FOX Played the Long Game
For years, FOX seemed sheepish about diving headfirst into streaming. While competitors like Disney, Paramount, and Warner Bros. Discovery poured billions of dollars into platforms, infrastructure, and original content, FOX largely sat back. Some criticized the company for moving too slowly, especially as rivals raced to build out their own apps and bundles.
But patience paid off. FOX watched its rivals overspend on content nobody wanted and struggle to turn streaming into a profitable business. Meanwhile, FOX built Tubi into a legitimate ad-supported service without breaking the bank, learning what worked and what didn’t along the way.
Then, when the timing was right, it went out and hooked the biggest fish imaginable. Instead of building its own connected TV platform from scratch, it bought the company that already dominates that space. Interestingly enough, the company once owned a small stake in Roku years ago and sold it to help fund the Tubi purchase. Now FOX owns the whole thing, and that’s a remarkable turn of events.
The Verdict
This move makes all the sense in the world for FOX. It pairs the company’s live sports and news content with the platform millions of Americans already use to access streaming. It opens up new advertising revenue streams across an enormous footprint.
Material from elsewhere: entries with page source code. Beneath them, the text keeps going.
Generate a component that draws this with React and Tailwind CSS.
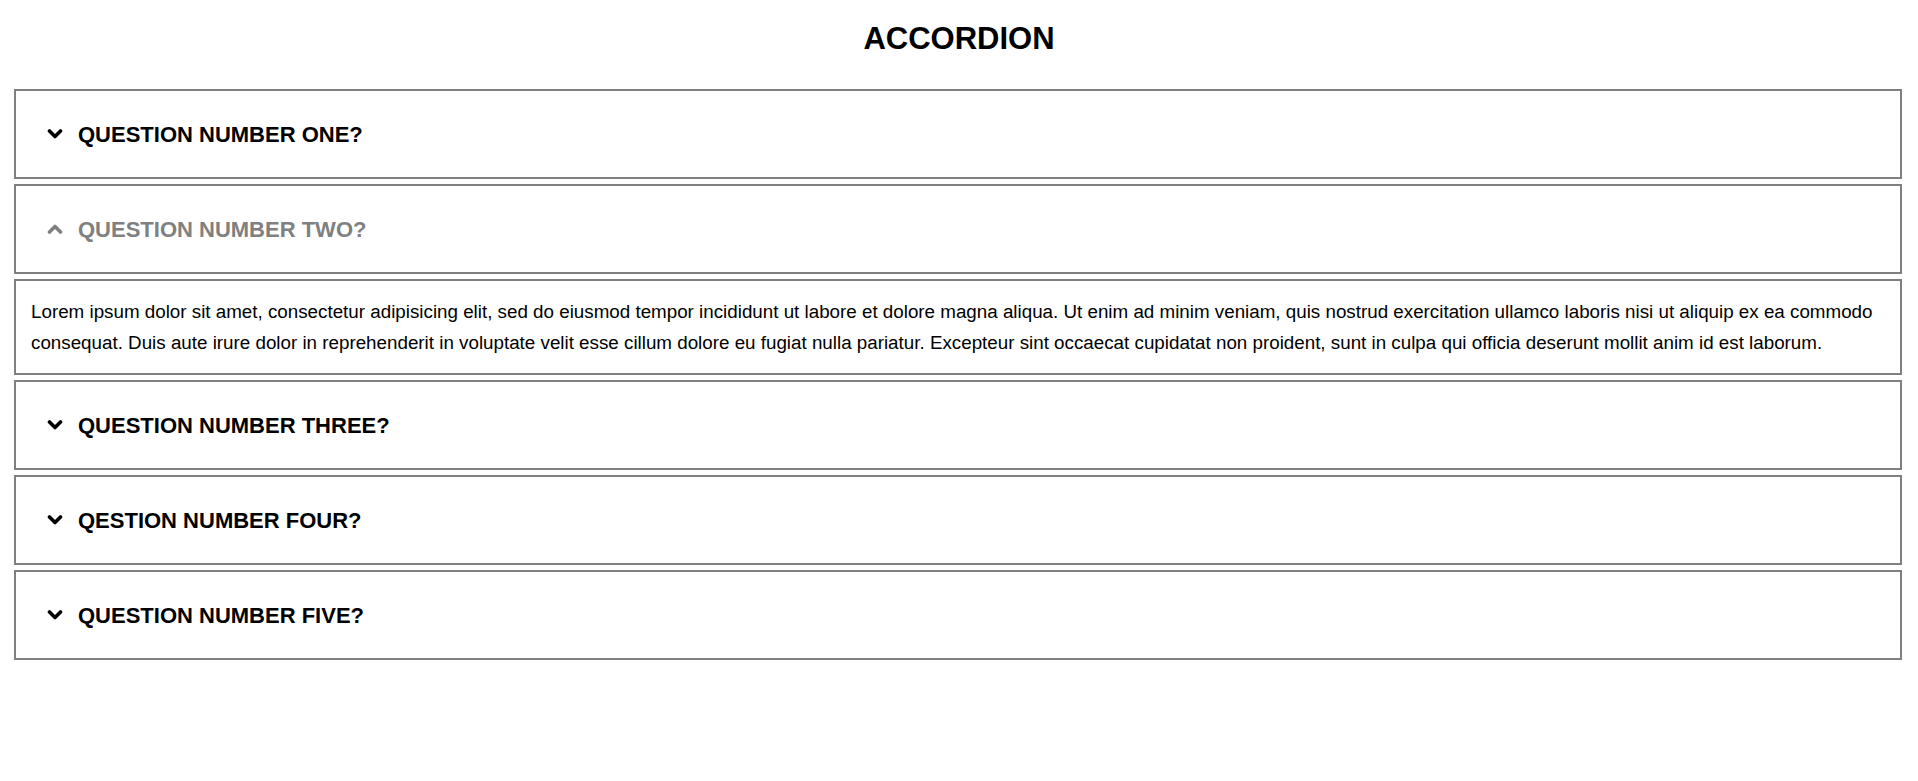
import { useState } from "react";

const items = [
  { q: "QUESTION NUMBER ONE?" },
  { q: "QUESTION NUMBER TWO?" },
  { q: "QUESTION NUMBER THREE?" },
  { q: "QESTION NUMBER FOUR?" },
  { q: "QUESTION NUMBER FIVE?" },
];

const answer =
  "Lorem ipsum dolor sit amet, consectetur adipisicing elit, sed do eiusmod tempor incididunt ut labore et dolore magna aliqua. Ut enim ad minim veniam, quis nostrud exercitation ullamco laboris nisi ut aliquip ex ea commodo consequat. Duis aute irure dolor in reprehenderit in voluptate velit esse cillum dolore eu fugiat nulla pariatur. Excepteur sint occaecat cupidatat non proident, sunt in culpa qui officia deserunt mollit anim id est laborum.";

function Chevron({ up }) {
  return (
    <svg width="16" height="10" viewBox="0 0 16 10" className="shrink-0">
      <path
        d={up ? "M2.5 8 L8 2.5 L13.5 8" : "M2.5 2 L8 7.5 L13.5 2"}
        fill="none"
        stroke="currentColor"
        strokeWidth="3.6"
        strokeLinecap="round"
        strokeLinejoin="round"
      />
    </svg>
  );
}

function App() {
  const [open, setOpen] = useState(1);

  return (
    <main className="min-h-screen bg-white font-['Liberation_Sans',Arial,sans-serif] text-black">
      <h1 className="pt-[21px] text-center text-[31px] font-bold leading-[36px]">
        ACCORDION
      </h1>

      <div className="ml-[14px] mt-[32px] flex w-[1888px] flex-col gap-[5px]">
        {items.map((item, index) => (
          <div key={index} className="flex flex-col gap-[5px]">
            <button
              className={`flex h-[90px] w-full items-center gap-[15px] border-2 border-[#808080] pl-[31px] text-left text-[22px] font-bold ${
                open === index ? "text-[#808080]" : "text-black"
              }`}
              onClick={() => setOpen(open === index ? -1 : index)}
            >
              <Chevron up={open === index} />
              <span>{item.q}</span>
            </button>

            {open === index && (
              <div className="border-2 border-[#808080] px-[15px] py-[15px] text-[18.8px] leading-[31px]">
                {answer}
              </div>
            )}
          </div>
        ))}
      </div>
    </main>
  );
}

export default App;
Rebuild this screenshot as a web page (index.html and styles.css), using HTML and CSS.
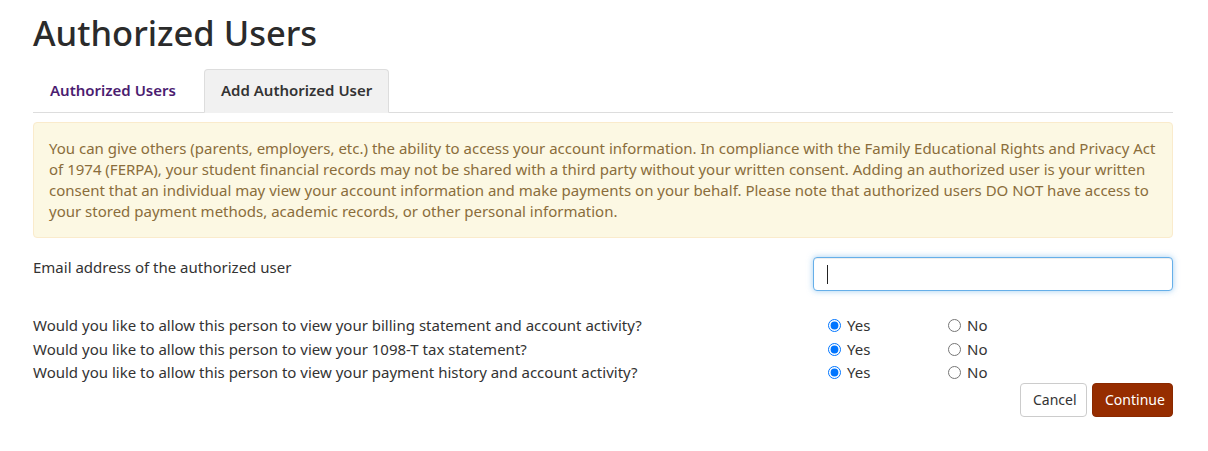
FILE: index.html
```html
<!DOCTYPE html>
<html lang="en">
<head>
<meta charset="utf-8">
<title>Authorized Users</title>
<link rel="stylesheet" href="styles.css">
</head>
<body>
<div class="container">
  <h1 class="page-title">Authorized Users</h1>
  <ul class="tabs">
    <li class="tab"><a class="tab-link" href="#">Authorized Users</a></li>
    <li class="tab tab-active"><a class="tab-link" href="#">Add Authorized User</a></li>
  </ul>
  <div class="alert">
    You can give others (parents, employers, etc.) the ability to access your account information. In compliance with the Family Educational Rights and Privacy Act of 1974 (FERPA), your student financial records may not be shared with a third party without your written consent. Adding an authorized user is your written consent that an individual may view your account information and make payments on your behalf. Please note that authorized users DO NOT have access to your stored payment methods, academic records, or other personal information.
  </div>
  <form class="form">
    <div class="row email-row">
      <label class="col-label" for="email">Email address of the authorized user</label>
      <div class="col-field">
        <div class="input-wrap">
          <input class="text-input" id="email" type="email">
          <span class="caret"></span>
        </div>
      </div>
    </div>
    <div class="questions">
      <div class="row q-row">
        <div class="col-label">Would you like to allow this person to view your billing statement and account activity?</div>
        <div class="col-field radios">
          <label class="radio"><input type="radio" name="q1" checked><span>Yes</span></label>
          <label class="radio"><input type="radio" name="q1"><span>No</span></label>
        </div>
      </div>
      <div class="row q-row">
        <div class="col-label">Would you like to allow this person to view your 1098-T tax statement?</div>
        <div class="col-field radios">
          <label class="radio"><input type="radio" name="q2" checked><span>Yes</span></label>
          <label class="radio"><input type="radio" name="q2"><span>No</span></label>
        </div>
      </div>
      <div class="row q-row">
        <div class="col-label">Would you like to allow this person to view your payment history and account activity?</div>
        <div class="col-field radios">
          <label class="radio"><input type="radio" name="q3" checked><span>Yes</span></label>
          <label class="radio"><input type="radio" name="q3"><span>No</span></label>
        </div>
      </div>
    </div>
    <div class="actions">
      <button type="button" class="btn btn-default">Cancel</button>
      <button type="button" class="btn btn-primary">Continue</button>
    </div>
  </form>
</div>
</body>
</html>
```
FILE: styles.css
```css
* { box-sizing: border-box; }
html, body { margin: 0; padding: 0; background: #fff; }
body {
  font-family: "Noto Sans", "Open Sans", sans-serif;
  font-size: 15px;
  line-height: 21px;
  color: #333;
}
.container {
  width: 1140px;
  margin-left: 33px;
}
.page-title {
  margin: 13px 0 0;
  font-size: 34.5px;
  line-height: 40px;
  font-weight: 500;
  color: #2b2b2b;
}
.tabs {
  list-style: none;
  margin: 16px 0 0;
  padding: 0;
  display: flex;
  border-bottom: 1px solid #ddd;
}
.tab { margin-bottom: -1px; }
.tab-link {
  display: block;
  padding: 10px 16px 11px;
  line-height: 21px;
  font-weight: 600;
  text-decoration: none;
  color: #4b1c70;
  border: 1px solid transparent;
  border-radius: 4px 4px 0 0;
}
.tab:first-child .tab-link { width: 171px; }
.tab-active .tab-link {
  color: #333;
  background: #f1f1f1;
  border-color: #ddd;
  border-bottom-color: #f1f1f1;
}
.alert {
  margin-top: 9px;
  padding: 15px;
  background: #fcf8e3;
  border: 1px solid #faebcc;
  border-radius: 4px;
  color: #8a6d3b;
}
.row { display: flex; }
.col-label { width: 780px; flex: none; }
.col-field { width: 360px; flex: none; }
.email-row { margin-top: 19px; }
.input-wrap { position: relative; }
.text-input {
  display: block;
  width: 100%;
  height: 34px;
  padding: 6px 12px;
  font: inherit;
  border: 1px solid #66afe9;
  border-radius: 4px;
  outline: none;
  box-shadow: inset 0 1px 1px rgba(0,0,0,.075), 0 0 6px rgba(102,175,233,.6);
}
.caret {
  position: absolute;
  left: 14px;
  top: 8px;
  width: 1px;
  height: 19px;
  background: #222;
}
.questions { margin-top: 23px; }
.q-row { line-height: 23.5px; height: 23.5px; }
.radios { display: flex; align-items: center; padding-left: 15px; }
.radio {
  display: flex;
  align-items: center;
  width: 120px;
}
.radio input {
  margin: 0 6px 0 0;
  width: 13px;
  height: 13px;
  accent-color: #0075ff;
}
.actions {
  display: flex;
  justify-content: flex-end;
  gap: 5px;
  margin-top: -2px;
}
.btn {
  font-family: inherit;
  font-size: 14px;
  line-height: 20px;
  padding: 6px 12px;
  border-radius: 4px;
  border: 1px solid #ccc;
  cursor: pointer;
}
.btn-default { background: #fff; color: #333; width: 67px; }
.btn-primary { background: #962d00; border-color: #8a2900; color: #fff; width: 81px; }
```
And it positions FOX as a legitimate player in the connected TV space without years of costly trial and error.
Of course, deals this size come with risk, and Wall Street’s initial reaction wasn’t exactly celebratory. But the strategic logic here is hard to argue with.
FOX should be applauded for making a move like this. Other media companies spent years and billions of dollars trying to build what FOX just bought outright. That’s not luck — that’s strategy, and it’s the kind of bold, calculated bet that defines an era.
Barrett Media produces daily content on the music, news, and sports media industries. Sign up for our newsletters to stay updated and get the latest information right in your inbox.

Garrett Searight is Barrett Media’s News Editor, which includes writing daily news stories, features, and opinion columns. He joined Barrett Media in 2022 after a decade leading several radio brands in several formats, as well as a 5-year stint working in local television. In addition to his work with Barrett Media, he is a radio and TV play-by-play broadcaster. Reach out to him at Garrett@BarrettMedia.com.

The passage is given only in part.